AIM:
Copy out the listing that follows exactly, dropping every picture.

LISTED RECORDS:
########################################

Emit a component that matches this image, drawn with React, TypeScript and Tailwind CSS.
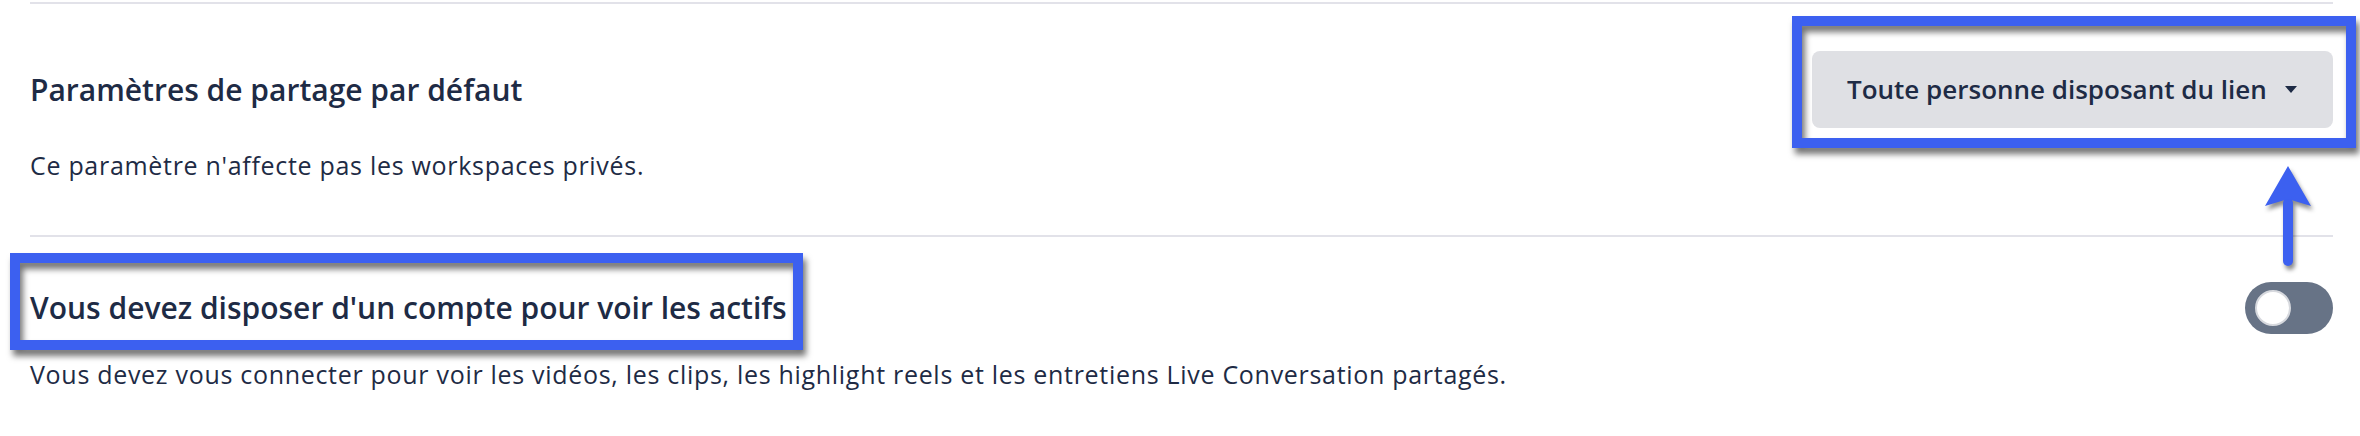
import React from "react";

const FONT = { fontFamily: "'Open Sans', 'Noto Sans', sans-serif" };

function Highlight({ className }: { className: string }) {
  return (
    <span
      className={`pointer-events-none absolute border-[10px] border-[#3c60f0] [filter:drop-shadow(3px_6px_3px_rgba(0,0,0,0.55))] ${className}`}
    />
  );
}

export default function App() {
  return (
    <div
      className="w-[2360px] h-[436px] overflow-hidden bg-white pl-[30px] pr-[27px] text-[#1e2b45]"
      style={FONT}
    >
      <div className="mt-[2px] h-[2px] bg-[#e2e2e9]" />
      {/* Section 1 */}
      <div className="pt-[47px]">
        <div className="flex h-[77px] items-center justify-between">
          <h2 className="text-[30px] font-semibold leading-[36px]">
            Paramètres de partage par défaut
          </h2>
          <div className="relative">
            <button className="flex h-[77px] w-[521px] items-center justify-between rounded-[8px] bg-[#dfe0e4] pl-[35px] pr-[36px] text-[26px] font-semibold text-[#1e2b45]">
              <span>Toute personne disposant du lien</span>
              <svg width="12" height="7" viewBox="0 0 12 7">
                <path d="M0 0 L12 0 L6 7 Z" fill="#1e2b45" />
              </svg>
            </button>
            <Highlight className="-top-[35px] -bottom-[20px] -left-[20px] -right-[23px]" />
          </div>
        </div>
        <p className="mt-[22px] text-[25px] leading-[30px] tracking-[0.7px]">
          Ce paramètre n'affecte pas les workspaces privés.
        </p>
      </div>
      <div className="mt-[55px] h-[2px] bg-[#e2e2e9]" />
      {/* Section 2 */}
      <div className="pt-[45px]">
        <div className="flex h-[52px] items-center justify-between">
          <h2 className="relative text-[30px] font-semibold leading-[36px]">
            Vous devez disposer d'un compte pour voir les actifs
            <Highlight className="-top-[37px] -bottom-[24px] -left-[20px] -right-[16px]" />
          </h2>
          <div className="relative">
            <div className="flex h-[52px] w-[88px] items-center rounded-full bg-[#677386] pl-[10px]">
              <div className="h-[36px] w-[36px] rounded-full border-2 border-[#d7d9de] bg-white" />
            </div>
            <svg
              className="absolute left-[18px] -top-[119px] [filter:drop-shadow(2px_4px_2px_rgba(0,0,0,0.45))]"
              width="50"
              height="108"
              viewBox="0 0 50 108"
            >
              <line x1="25" y1="40" x2="25" y2="98" stroke="#3c60f0" strokeWidth="10" strokeLinecap="round" />
              <path d="M25 3 L48 43 L25 36 L2 43 Z" fill="#3c60f0" />
            </svg>
          </div>
        </div>
        <p className="mt-[25px] text-[25px] leading-[30px] tracking-[0.7px]">
          Vous devez vous connecter pour voir les vidéos, les clips, les highlight reels et les entretiens Live Conversation partagés.
        </p>
      </div>
    </div>
  );
}
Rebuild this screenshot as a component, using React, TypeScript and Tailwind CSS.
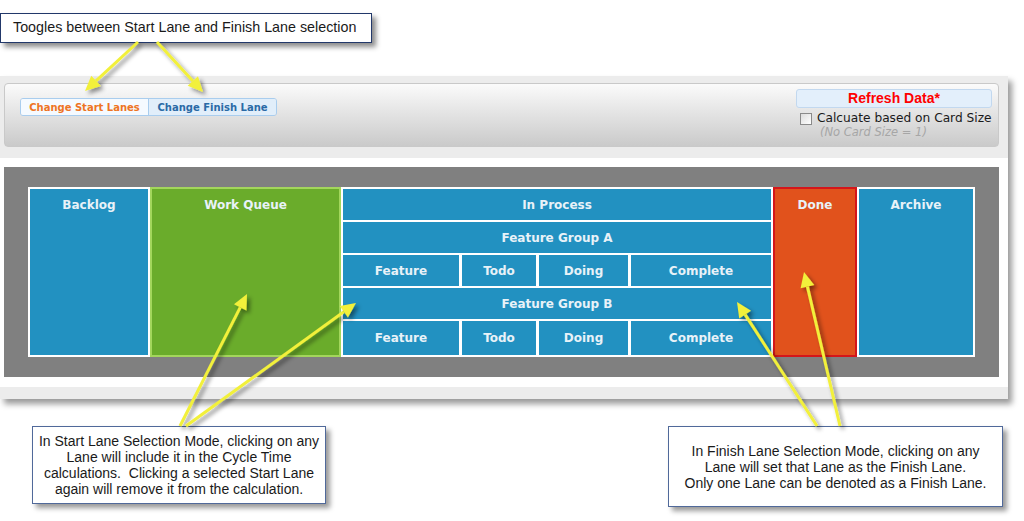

########################################

REPLY TO THE EXERCISE:
Emit a component that matches this image, drawn with React, TypeScript and Tailwind CSS.
import React from "react";

const FONT = { fontFamily: "'Open Sans', 'Noto Sans', sans-serif" };

function Highlight({ className }: { className: string }) {
  return (
    <span
      className={`pointer-events-none absolute border-[10px] border-[#3c60f0] [filter:drop-shadow(3px_6px_3px_rgba(0,0,0,0.55))] ${className}`}
    />
  );
}

export default function App() {
  return (
    <div
      className="w-[2360px] h-[436px] overflow-hidden bg-white pl-[30px] pr-[27px] text-[#1e2b45]"
      style={FONT}
    >
      <div className="mt-[2px] h-[2px] bg-[#e2e2e9]" />
      {/* Section 1 */}
      <div className="pt-[47px]">
        <div className="flex h-[77px] items-center justify-between">
          <h2 className="text-[30px] font-semibold leading-[36px]">
            Paramètres de partage par défaut
          </h2>
          <div className="relative">
            <button className="flex h-[77px] w-[521px] items-center justify-between rounded-[8px] bg-[#dfe0e4] pl-[35px] pr-[36px] text-[26px] font-semibold text-[#1e2b45]">
              <span>Toute personne disposant du lien</span>
              <svg width="12" height="7" viewBox="0 0 12 7">
                <path d="M0 0 L12 0 L6 7 Z" fill="#1e2b45" />
              </svg>
            </button>
            <Highlight className="-top-[35px] -bottom-[20px] -left-[20px] -right-[23px]" />
          </div>
        </div>
        <p className="mt-[22px] text-[25px] leading-[30px] tracking-[0.7px]">
          Ce paramètre n'affecte pas les workspaces privés.
        </p>
      </div>
      <div className="mt-[55px] h-[2px] bg-[#e2e2e9]" />
      {/* Section 2 */}
      <div className="pt-[45px]">
        <div className="flex h-[52px] items-center justify-between">
          <h2 className="relative text-[30px] font-semibold leading-[36px]">
            Vous devez disposer d'un compte pour voir les actifs
            <Highlight className="-top-[37px] -bottom-[24px] -left-[20px] -right-[16px]" />
          </h2>
          <div className="relative">
            <div className="flex h-[52px] w-[88px] items-center rounded-full bg-[#677386] pl-[10px]">
              <div className="h-[36px] w-[36px] rounded-full border-2 border-[#d7d9de] bg-white" />
            </div>
            <svg
              className="absolute left-[18px] -top-[119px] [filter:drop-shadow(2px_4px_2px_rgba(0,0,0,0.45))]"
              width="50"
              height="108"
              viewBox="0 0 50 108"
            >
              <line x1="25" y1="40" x2="25" y2="98" stroke="#3c60f0" strokeWidth="10" strokeLinecap="round" />
              <path d="M25 3 L48 43 L25 36 L2 43 Z" fill="#3c60f0" />
            </svg>
          </div>
        </div>
        <p className="mt-[25px] text-[25px] leading-[30px] tracking-[0.7px]">
          Vous devez vous connecter pour voir les vidéos, les clips, les highlight reels et les entretiens Live Conversation partagés.
        </p>
      </div>
    </div>
  );
}
Rebuild this screenshot as a component, using React, TypeScript and Tailwind CSS.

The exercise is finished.